Task prompt: Starting at the first line of the entries, extract each line up to and including the one that contains "import React from", but leave out the pictures.

--------------------------------

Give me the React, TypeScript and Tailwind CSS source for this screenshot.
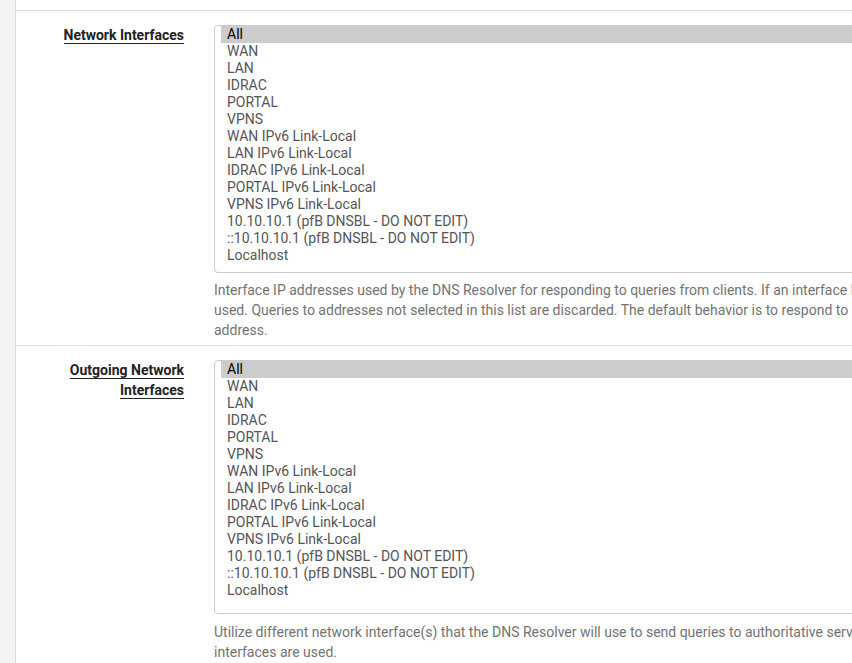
import React from "react";

const items = [
  "All",
  "WAN",
  "LAN",
  "IDRAC",
  "PORTAL",
  "VPNS",
  "WAN IPv6 Link-Local",
  "LAN IPv6 Link-Local",
  "IDRAC IPv6 Link-Local",
  "PORTAL IPv6 Link-Local",
  "VPNS IPv6 Link-Local",
  "10.10.10.1 (pfB DNSBL - DO NOT EDIT)",
  "::10.10.10.1 (pfB DNSBL - DO NOT EDIT)",
  "Localhost",
];

function MultiSelect({ tall }: { tall?: boolean }) {
  return (
    <div
      className={
        "w-[760px] border border-[#cccccc] rounded-[4px] pl-[6px] bg-white " +
        (tall ? "pb-[14px]" : "pb-[8px]")
      }
    >
      {items.map((it, i) => (
        <div
          key={it}
          className={
            "h-[17px] leading-[17px] px-[6px] text-[14px] whitespace-nowrap " +
            (i === 0 ? "bg-[#cccccc] text-black" : "text-[#555555]")
          }
        >
          {it}
        </div>
      ))}
    </div>
  );
}

function Row({
  label,
  help,
  tall,
}: {
  label: React.ReactNode;
  help: string[];
  tall?: boolean;
}) {
  return (
    <div className="flex border-b border-[#dddddd] pt-[14px] pb-[5px]">
      <div className="w-[183px] flex-none pr-[15px] text-right text-[14px] leading-[20px]">
        <span className="font-bold text-[#222222] border-b border-[#222222]">
          {label}
        </span>
      </div>
      <div className="flex-none pl-[15px]">
        <MultiSelect tall={tall} />
        <div
          className={
            "text-[14px] leading-[20px] text-[#737373] whitespace-nowrap " +
            (tall ? "mt-[8px]" : "mt-[7px]")
          }
        >
          {help.map((h) => (
            <div key={h}>{h}</div>
          ))}
        </div>
      </div>
    </div>
  );
}

export default function App() {
  return (
    <div
      className="flex h-[663px] w-[852px] overflow-hidden bg-[#f4f4f4]"
      style={{ fontFamily: "Roboto, 'Noto Sans', sans-serif" }}
    >
      <div className="w-[15px] flex-none" />
      <div className="flex-1 min-w-0 bg-white border-l border-[#dddddd] overflow-hidden">
        <div className="h-[11px] border-b border-[#dddddd]" />
        <Row
          label="Network Interfaces"
          help={[
            "Interface IP addresses used by the DNS Resolver for responding to queries from clients. If an interface has both IPv4 and IPv6 IPs, both are",
            "used. Queries to addresses not selected in this list are discarded. The default behavior is to respond to queries on every available IPv4 and IPv6",
            "address.",
          ]}
        />
        <Row
          tall
          label={
            <>
              Outgoing Network
              <br />
              Interfaces
            </>
          }
          help={[
            "Utilize different network interface(s) that the DNS Resolver will use to send queries to authoritative servers and receive their replies. By default all",
            "interfaces are used.",
          ]}
        />
      </div>
    </div>
  );
}
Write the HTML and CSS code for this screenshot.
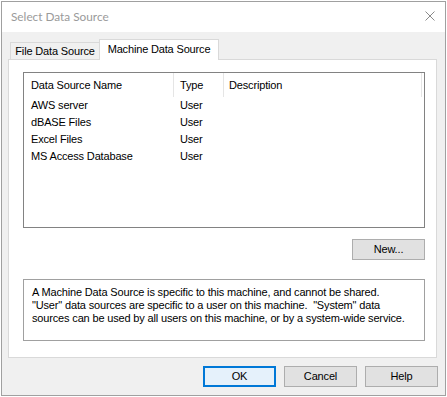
FILE: index.html
```html
<!DOCTYPE html>
<html>
<head>
<meta charset="utf-8">
<link rel="stylesheet" href="styles.css">
</head>
<body>
<div class="window">
  <div class="titlebar">
    <span class="title">Select Data Source</span>
    <svg class="close" width="10" height="10" viewBox="0 0 10 10"><path d="M0.5 0.5 L9.5 9.5 M9.5 0.5 L0.5 9.5" stroke="#8a8a8a" stroke-width="1" fill="none"/></svg>
  </div>
  <div class="content">
    <div class="tabs">
      <div class="tab">File Data Source</div>
      <div class="tab active">Machine Data Source</div>
    </div>
    <div class="panel">
      <div class="list">
        <div class="list-head">
          <div class="cell c1">Data Source Name</div>
          <div class="cell c2">Type</div>
          <div class="cell c3">Description</div>
        </div>
        <div class="row"><div class="cell c1">AWS server</div><div class="cell c2">User</div><div class="cell c3"></div></div>
        <div class="row"><div class="cell c1">dBASE Files</div><div class="cell c2">User</div><div class="cell c3"></div></div>
        <div class="row"><div class="cell c1">Excel Files</div><div class="cell c2">User</div><div class="cell c3"></div></div>
        <div class="row"><div class="cell c1">MS Access Database</div><div class="cell c2">User</div><div class="cell c3"></div></div>
      </div>
      <div class="new-row"><button class="btn">New...</button></div>
      <div class="desc">
        <div class="line">A Machine Data Source is specific to this machine, and cannot be shared.</div>
        <div class="line">"User" data sources are specific to a user on this machine.  "System" data</div>
        <div class="line">sources can be used by all users on this machine, or by a system-wide service.</div>
      </div>
    </div>
    <div class="buttons">
      <button class="btn default">OK</button>
      <button class="btn">Cancel</button>
      <button class="btn">Help</button>
    </div>
  </div>
</div>
</body>
</html>
```

FILE: styles.css
```css
html, body {
  margin: 0;
  padding: 0;
  background: #ffffff;
  width: 447px;
  height: 397px;
  overflow: hidden;
}

.window {
  box-sizing: border-box;
  margin: 1px 0 0 1px;
  width: 445px;
  height: 395px;
  border: 1px solid #a0a0a0;
  display: flex;
  flex-direction: column;
  font-family: "Liberation Sans", Arial, sans-serif;
  font-size: 11px;
  letter-spacing: -0.16px;
  color: #000;
}

.titlebar {
  height: 30px;
  background: #ffffff;
  display: flex;
  align-items: center;
  justify-content: space-between;
  padding: 0 10px 1px 9px;
  box-sizing: border-box;
}

.title {
  font-family: Lato, "Noto Sans", sans-serif;
  font-size: 11.8px;
  letter-spacing: 0;
  color: #9a9a9a;
}

.close {
  display: block;
  margin-top: -1px;
}

.content {
  flex: 1;
  background: #f0f0f0;
  padding: 7px 7px 0 6px;
  display: flex;
  flex-direction: column;
}

.tabs {
  display: flex;
  align-items: flex-end;
  padding-left: 2px;
}

.tab {
  box-sizing: border-box;
  width: 90px;
  height: 17px;
  line-height: 16px;
  border: 1px solid #d9d9d9;
  border-bottom: none;
  background: #f0f0f0;
  text-align: center;
}

.tab.active {
  width: 120px;
  height: 21px;
  line-height: 18px;
  margin-left: -1px;
  margin-bottom: -1px;
  background: #ffffff;
  position: relative;
  z-index: 1;
}

.panel {
  box-sizing: border-box;
  width: 429px;
  height: 299px;
  border: 1px solid #d9d9d9;
  background: #ffffff;
  padding: 12px 0 0 14px;
}

.list {
  box-sizing: border-box;
  width: 402px;
  height: 156px;
  border: 1px solid #828282;
  background: #ffffff;
}

.list-head {
  display: flex;
  height: 24px;
}

.list-head .cell {
  box-sizing: border-box;
  height: 24px;
  padding-top: 1px;
  line-height: 23px;
  border-right: 1px solid #e5e5e5;
}

.row {
  display: flex;
  height: 17px;
  line-height: 17px;
}

.cell {
  white-space: nowrap;
  box-sizing: border-box;
}

.c1 { width: 150px; padding-left: 7px; }
.c2 { width: 50px; padding-left: 6px; }
.c3 { width: 198px; padding-left: 5px; }

.row .cell { border-right: 1px solid transparent; }

.new-row {
  width: 402px;
  display: flex;
  justify-content: flex-end;
  margin-top: 11px;
}

.btn {
  box-sizing: border-box;
  width: 73px;
  height: 21px;
  padding: 0;
  margin: 0;
  border: 1px solid #adadad;
  background: #e1e1e1;
  font-family: "Liberation Sans", Arial, sans-serif;
  font-size: 11px;
  letter-spacing: -0.16px;
  line-height: 19px;
  color: #000;
  text-align: center;
}

.btn.default {
  border: 2px solid #0078d7;
  background: #e5f1fb;
  line-height: 17px;
}

.desc {
  box-sizing: border-box;
  width: 402px;
  height: 62px;
  margin-top: 19px;
  border: 1px solid #a0a0a0;
  padding: 6px 0 0 8px;
  line-height: 13px;
}

.line {
  white-space: pre;
}

.buttons {
  display: flex;
  justify-content: flex-end;
  gap: 8px;
  margin-top: 8px;
}
```
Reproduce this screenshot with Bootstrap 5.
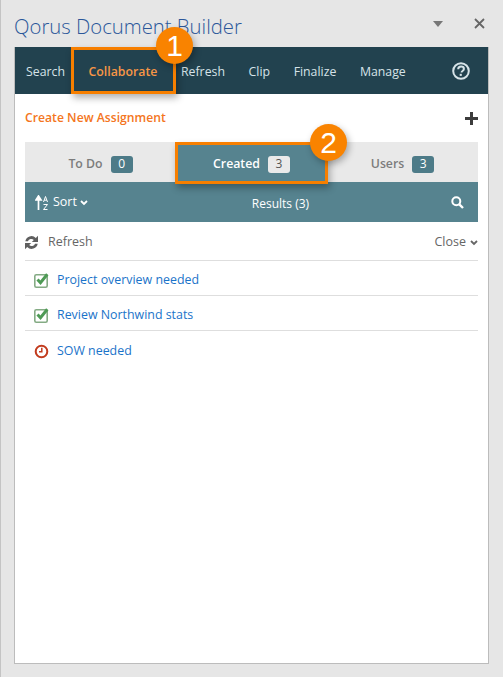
<!DOCTYPE html>
<html lang="en"><head><meta charset="utf-8"><title>Qorus Document Builder</title>
<link href="https://cdn.jsdelivr.net/npm/bootstrap@5.3.0/dist/css/bootstrap.min.css" rel="stylesheet">
<style>
html,body{height:100%;margin:0}
body{background:#e6e6e6;font-family:"Open Sans","Noto Sans",sans-serif;font-size:12.5px;overflow:hidden}
.shell{position:relative;width:503px;height:677px;border-left:1px solid #c4c4c4;padding:0 13px 13px 13px;display:flex;flex-direction:column}
.titlebar{height:47px;flex:none;display:flex;align-items:center}
.app-title{font-size:20.3px;font-weight:300;color:#2b579a;margin:0;line-height:1;padding:6px 0 0 0}
.caret-ic{margin-left:auto;margin-right:31px}
.close-ic{margin-right:5px}
.pane{flex:1;background:#fff;border:1px solid #bcbcbc;border-top:0;display:flex;flex-direction:column;width:475px}
.topnav{height:47px;flex:none;background:#22424f;display:flex;align-items:center}
.topnav a{color:#d6e3e8;text-decoration:none;padding:2px 11.8px 0;line-height:45px;font-size:12.3px}
.topnav a:first-child{padding-left:11px}
.topnav a.on{color:#f79646;font-weight:600}
.help-ic{margin-left:auto;margin-right:18px}
.inner{padding:0 10px;flex:1}
.newrow{height:48px;display:flex;align-items:center;justify-content:space-between}
.newlink{color:#f47521;font-weight:600;text-decoration:none;font-size:12.2px}
.tabset{display:flex;height:40px;background:#e9e9e9}
.tabset>div{flex:1;display:flex;align-items:center;justify-content:center;gap:8px;font-weight:600;color:#7c7c7c;font-size:12.3px;padding-top:4px}
.tabset>div.act{background:#56838f;color:#fff}
.pill{background:#4d7b88;color:#fff;font-weight:400;font-size:12px;line-height:16px;padding:0 7px;border-radius:3px;height:17px;min-width:22px;text-align:center}
.act .pill{background:#eaeaea;color:#555}
.sortbar{height:40px;background:#56838f;color:#fff;display:flex;align-items:center;padding:1px 14px 0 10px;position:relative}
.sortbar .mid{position:absolute;left:0;right:0;text-align:center;padding:2px 0 0 58px;font-size:12px}
.sortbar .left{display:flex;align-items:center;gap:3px}
.sortbar .sr{margin-left:auto;position:relative}
.tools{height:39px;display:flex;align-items:center;justify-content:space-between;color:#666;border-bottom:1px solid #dedede;padding-top:3px}
.tools .left{display:flex;align-items:center;gap:9px;margin-left:-1px}
.tasks .list-group-item{height:35px;padding:5px 0 0 9px;display:flex;align-items:center;gap:7px;border-left:0;border-right:0;border-top:0;border-bottom:1px solid #dedede;background:transparent}
.tasks a{color:#1a73c9;text-decoration:none;font-size:12.4px}
.mark-box{position:absolute;border:3px solid #f77f00;box-shadow:2px 4px 7px rgba(0,0,0,.3);pointer-events:none}
.mark-a{left:70px;top:47px;width:105px;height:47px}
.mark-b{left:174px;top:142px;width:153px;height:42px}
.num{position:absolute;border-radius:50%;background:#f98300;color:#fff;display:flex;align-items:center;justify-content:center;box-shadow:2px 3px 7px rgba(0,0,0,.3);font-family:"Liberation Sans",sans-serif;font-size:30px;line-height:1;width:37px;height:37px}
.num-a{left:155px;top:27px}
.num-b{left:309px;top:124px}
</style></head><body>
<div class="shell">
 <div class="titlebar">
  <h1 class="app-title">Qorus Document Builder</h1>
  <svg class="caret-ic" width="10" height="6" viewBox="0 0 10 6"><path d="M0 0h10L5 6z" fill="#777"/></svg>
  <svg class="close-ic" width="11" height="11" viewBox="0 0 11 11"><path d="M1 1l9 9M10 1l-9 9" stroke="#666" stroke-width="1.8"/></svg>
 </div>
 <div class="pane">
  <nav class="topnav">
   <a href="#">Search</a><a href="#" class="on">Collaborate</a><a href="#">Refresh</a><a href="#">Clip</a><a href="#">Finalize</a><a href="#">Manage</a>
   <svg class="help-ic" width="18" height="18" viewBox="0 0 18 18"><circle cx="9" cy="9" r="7.8" fill="none" stroke="#d6e3e8" stroke-width="2"/><path d="M6.200 7.200c0-1.700 1.300-2.600 2.900-2.600s2.800.9 2.800 2.300c0 1.100-.7 1.600-1.400 2.100-.6.400-.9.700-.9 1.400" fill="none" stroke="#d6e3e8" stroke-width="2"/><rect x="7.700" y="11.800" width="2.100" height="2.100" fill="#d6e3e8"/></svg>
  </nav>
  <div class="inner">
   <div class="newrow">
    <a href="#" class="newlink">Create New Assignment</a>
    <svg width="13" height="13" viewBox="0 0 13 13"><path d="M5 0h3v5h5v3H8v5H5V8H0V5h5z" fill="#3c3c3c"/></svg>
   </div>
   <div class="tabset">
    <div>To Do <span class="pill">0</span></div>
    <div class="act">Created <span class="pill">3</span></div>
    <div>Users <span class="pill">3</span></div>
   </div>
   <div class="sortbar">
    <span class="mid">Results (3)</span>
    <span class="left">
     <svg width="15" height="16" viewBox="0 0 15 16"><path d="M3.500 15V4M1 5l2.500-4L6 5z" stroke="#fff" stroke-width="1.700" fill="#fff"/><path d="M8.500 7l2-5.500 2 5.500M9.200 5.200h2.600M8.500 9.500h4l-4 5h4" fill="none" stroke="#fff" stroke-width="1"/></svg>
     <span>Sort</span>
     <svg width="8" height="6" viewBox="0 0 8 6"><path d="M1 1l3 3 3-3" fill="none" stroke="#fff" stroke-width="1.800"/></svg>
    </span>
    <svg class="sr" width="13" height="13" viewBox="0 0 13 13"><circle cx="5.300" cy="5.300" r="4" fill="none" stroke="#fff" stroke-width="2"/><path d="M8.300 8.300l3.700 3.700" stroke="#fff" stroke-width="2.400"/></svg>
   </div>
   <div class="tools">
    <span class="left">
     <svg width="15" height="15" viewBox="0 0 15 15"><path d="M1.300 6.300A6.200 6.200 0 0 1 11.800 3L14 .8V7H7.800l2-2A3.700 3.700 0 0 0 3.900 6.300zM13.700 8.700A6.200 6.200 0 0 1 3.200 12L1 14.200V8h6.200l-2 2a3.700 3.700 0 0 0 5.900-1.300z" fill="#5f5f5f"/></svg>
     <span>Refresh</span>
    </span>
    <span class="d-flex align-items-center gap-1">Close <svg width="8" height="6" viewBox="0 0 8 6"><path d="M1 1l3 3 3-3" fill="none" stroke="#666" stroke-width="1.800"/></svg></span>
   </div>
   <ul class="list-group list-group-flush tasks">
    <li class="list-group-item">
     <svg width="16" height="15" viewBox="0 0 16 15"><rect x=".8" y="1.800" width="12.400" height="12.400" rx="1.500" fill="none" stroke="#84ab84" stroke-width="1.600"/><path d="M3.500 6.500l3 3.200 6.800-8.500" fill="none" stroke="#4e9a55" stroke-width="3"/></svg>
     <a href="#">Project overview needed</a></li>
    <li class="list-group-item">
     <svg width="16" height="15" viewBox="0 0 16 15"><rect x=".8" y="1.800" width="12.400" height="12.400" rx="1.500" fill="none" stroke="#84ab84" stroke-width="1.600"/><path d="M3.500 6.500l3 3.200 6.800-8.500" fill="none" stroke="#4e9a55" stroke-width="3"/></svg>
     <a href="#">Review Northwind stats</a></li>
    <li class="list-group-item">
     <svg width="16" height="15" viewBox="0 0 16 15"><circle cx="7.500" cy="7.500" r="5.800" fill="none" stroke="#c23b1e" stroke-width="2"/><path d="M7.800 3.800v4H5" fill="none" stroke="#c23b1e" stroke-width="1.500"/></svg>
     <a href="#">SOW needed</a></li>
   </ul>
  </div>
 </div>
 <div class="mark-box mark-a"></div>
 <div class="mark-box mark-b"></div>
 <div class="num num-a">1</div>
 <div class="num num-b">2</div>
</div>
<script src="https://cdn.jsdelivr.net/npm/bootstrap@5.3.0/dist/js/bootstrap.bundle.min.js"></script>
</body></html>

--------------------------------

Task output:
Give me the React, TypeScript and Tailwind CSS source for this screenshot.
import React from "react";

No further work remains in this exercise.